Cautious Dutch labor market chooses for temporary personnel and short-term contracts. This is not a sign of a coming economic revival; rather the opposite.


Yesterday, on August 2nd, the company where I work, held its monthly personnel meeting. My company is a small, but distinguished ICT consultancy firm with an exclusive orientation on the 100 largest companies in the Dutch financial industry: large banks, insurance companies and pension funds. As the company delivers ICT consultants with ample financial business knowledge, it targets at a tactical level of the financial organizations.


Although this might seem less interesting for you, two subjects were discussed that are topical in the Dutch consultancy and temporary labor industry of mid 2011:

  • The continuing pressure on the prices per hour for consultancy, as there is more supply than demand 
  • The increasingly short duration of consultancy contracts over the last year. 
Since the credit crisis lifted off in The Netherlands in September, 2008, there has never been a feeling of despair in the Dutch economy, like there was in the USA or Greece.
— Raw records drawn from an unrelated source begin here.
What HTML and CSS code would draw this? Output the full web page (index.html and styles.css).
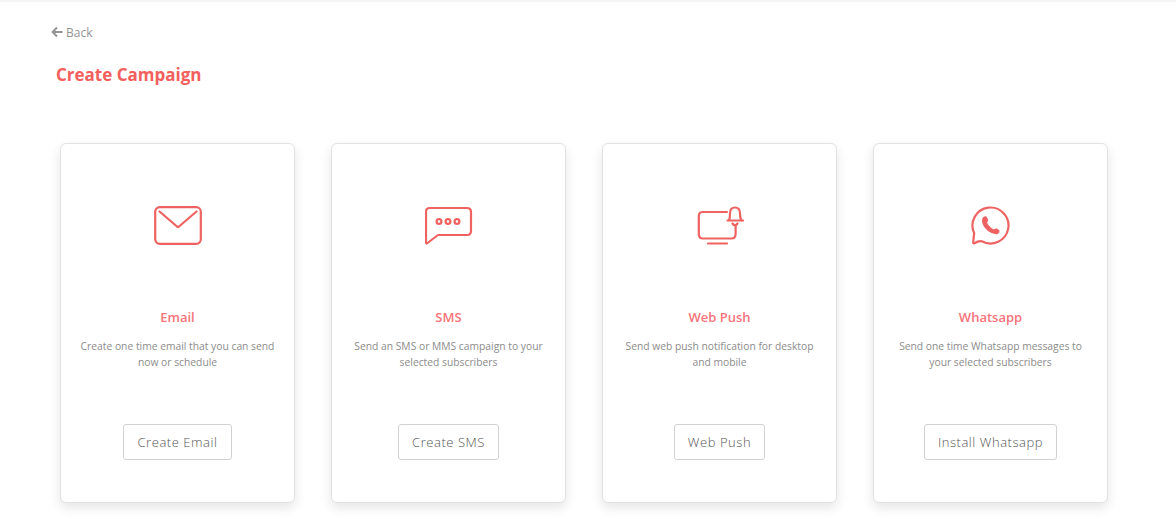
FILE: index.html
```html
<html>
  <head>
    <link rel="stylesheet" href="styles.css">
  </head>
  <body>
    <div class="topline"></div>
    <a class="backlink">
      <svg class="backicon" viewBox="0 0 12 12" width="12" height="12">
        <path d="M6 1.5 L1.7 6 L6 10.5 M2 6 H11.5" fill="none" stroke="#949494" stroke-width="2"/>
      </svg>
      Back
    </a>
    <h1 class="pagetitle">Create Campaign</h1>

    <div class="cardrow">
      <div class="card">
        <svg class="cardicon" viewBox="0 0 48 40" width="48" height="40">
          <rect x="1.2" y="1.2" width="45.6" height="36.6" rx="4.5" class="line"/>
          <path d="M5.5 5.5 L23 20.5 Q24 21.2 25 20.5 L42.5 5.5" class="line"/>
        </svg>
        <h2 class="cardtitle">Email</h2>
        <p class="cardtext">Create one time email that you can send now or schedule</p>
        <button class="cardbutton">Create Email</button>
      </div>

      <div class="card">
        <svg class="cardicon" viewBox="0 0 48 40" width="48" height="40">
          <path d="M4.5 2 H42 Q46 2 46 6 V25 Q46 29 42 29 H13 L2.5 37 Q1 38 1 35.5 V6 Q1 2 4.5 2 Z" class="line"/>
          <circle cx="14" cy="15.5" r="2.4" class="line"/>
          <circle cx="23" cy="15.5" r="2.4" class="line"/>
          <circle cx="32" cy="15.5" r="2.4" class="line"/>
        </svg>
        <h2 class="cardtitle">SMS</h2>
        <p class="cardtext">Send an SMS or MMS campaign to your selected subscribers</p>
        <button class="cardbutton">Create SMS</button>
      </div>

      <div class="card">
        <svg class="cardicon" viewBox="0 0 48 40" width="48" height="40">
          <path d="M31 6 H7 Q2.8 6 2.8 10.2 V28 Q2.8 32.5 7 32.5 H35.5 Q39.6 32.5 39.6 28 V20" class="line"/>
          <path d="M12 37.5 H31" class="line"/>
          <path d="M31.5 14.5 H47 M33 14.5 Q34 12.5 34 7.5 Q34 1.5 39 1.5 Q44 1.5 44 7.5 Q44 12.5 45.5 14.5" class="line"/>
          <path d="M36.5 17.5 Q39 21 41.5 17.5" class="line"/>
        </svg>
        <h2 class="cardtitle">Web Push</h2>
        <p class="cardtext">Send web push notification for desktop and mobile</p>
        <button class="cardbutton">Web Push</button>
      </div>

      <div class="card">
        <svg class="cardicon" viewBox="0 0 48 40" width="48" height="40">
          <path d="M7.2 27.2 A18 18 0 1 1 14.8 35.3 Q11 34.8 8 37 Q6 38 6.2 36 Z" class="line"/>
          <path d="M16 11.5 Q18 9.5 19.5 10.5 L21 13.5 Q21.5 15 20 16.5 Q22 21 27 23.5 Q28.5 22 30 22.5 L32.5 24.5 Q33 26.5 30.5 28 Q26.5 29 21 25 Q15 20 15 14.5 Q15 12.5 16 11.5 Z" class="fill"/>
        </svg>
        <h2 class="cardtitle">Whatsapp</h2>
        <p class="cardtext">Send one time Whatsapp messages to your selected subscribers</p>
        <button class="cardbutton">Install Whatsapp</button>
      </div>
    </div>
  </body>
</html>
```

FILE: styles.css
```css
body {
  margin: 0;
  height: 519px;
  overflow: hidden;
  background-color: #ffffff;
  font-family: "Open Sans", sans-serif;
}

.topline {
  height: 2px;
  background-color: #f4f4f4;
}

.backlink {
  display: flex;
  align-items: center;
  gap: 3px;
  margin: 21px 0 0 51px;
  height: 18px;
  font-size: 12px;
  color: #949494;
}

.pagetitle {
  margin: 22px 0 0 56px;
  font-size: 17px;
  line-height: 24px;
  font-weight: 700;
  color: #f25f5c;
}

.cardrow {
  display: flex;
  gap: 36px;
  margin: 56px 0 0 60px;
}

.card {
  box-sizing: border-box;
  width: 235px;
  height: 360px;
  padding-top: 62px;
  display: flex;
  flex-direction: column;
  align-items: center;
  background-color: #ffffff;
  border: 1px solid #e2e2e2;
  border-radius: 6px;
  box-shadow: 0 5px 12px rgba(0, 0, 0, 0.1);
}

.cardicon {
  display: block;
}

.line {
  fill: none;
  stroke: #ee6361;
  stroke-width: 2.2;
  stroke-linecap: round;
  stroke-linejoin: round;
}

.fill {
  fill: #ee6361;
}

.cardtitle {
  margin: 61px 0 0;
  font-size: 13px;
  line-height: 20px;
  font-weight: 600;
  color: #f7747a;
}

.cardtext {
  margin: 11px 0 0;
  width: 205px;
  height: 62px;
  font-size: 10.3px;
  line-height: 16px;
  text-align: center;
  color: #8c8c8c;
}

.cardbutton {
  margin-top: 24px;
  height: 36px;
  padding: 0 13px;
  background-color: #ffffff;
  border: 1px solid #d2d2d2;
  border-radius: 3px;
  font-family: "Open Sans", sans-serif;
  font-size: 13px;
  font-weight: 300;
  letter-spacing: 0.55px;
  color: #555555;
}
```
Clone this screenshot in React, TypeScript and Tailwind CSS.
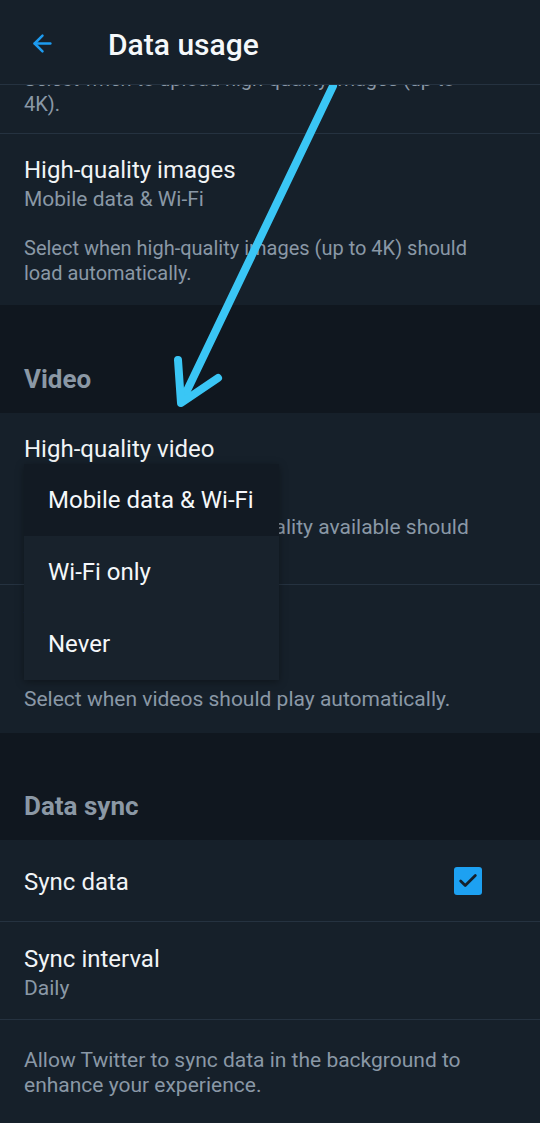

The only industries where serious pain was felt, were in the banking and insurance industry. But just like any other government in the Western world, the Dutch government saved all large banks and insurance companies, except for DSB Bank. And when 2010 entered, most financial organizations were already ‘healthy’ again.

It is true, some non-financial companies – especially in the manufacturing and building & construction industry – had a very tough time too, but most companies suffered only minor losses or still had some kind of profit. To help troubled companies, the Dutch government created the part-time unemployment benefit
(P.U.B; check out the link for more information). This P.U.B was deployed in order to supply the companies-in-need with a 50% subsidy on salary costs, with the purpose of keeping employees at the company that temporary ran out of work.

But further, the crisis didn’t feel like a true crisis, as it seemed to be over before it really began. The large banks – the main customers of my company – laid off consultants when budgets were halted (mid-2009), to hire them back only a few months later when the budget was released again.

Most consultancy assignments that my firm got in 2009, were mostly for a few months up to a half year. And although there was some pressure on the prices, the rates were still sufficient to minimize losses or even make a small profit. Although a few consultancy companies came into deep trouble, most survived effortlessly. And then at the end of 2009, everything seemed to be fine again.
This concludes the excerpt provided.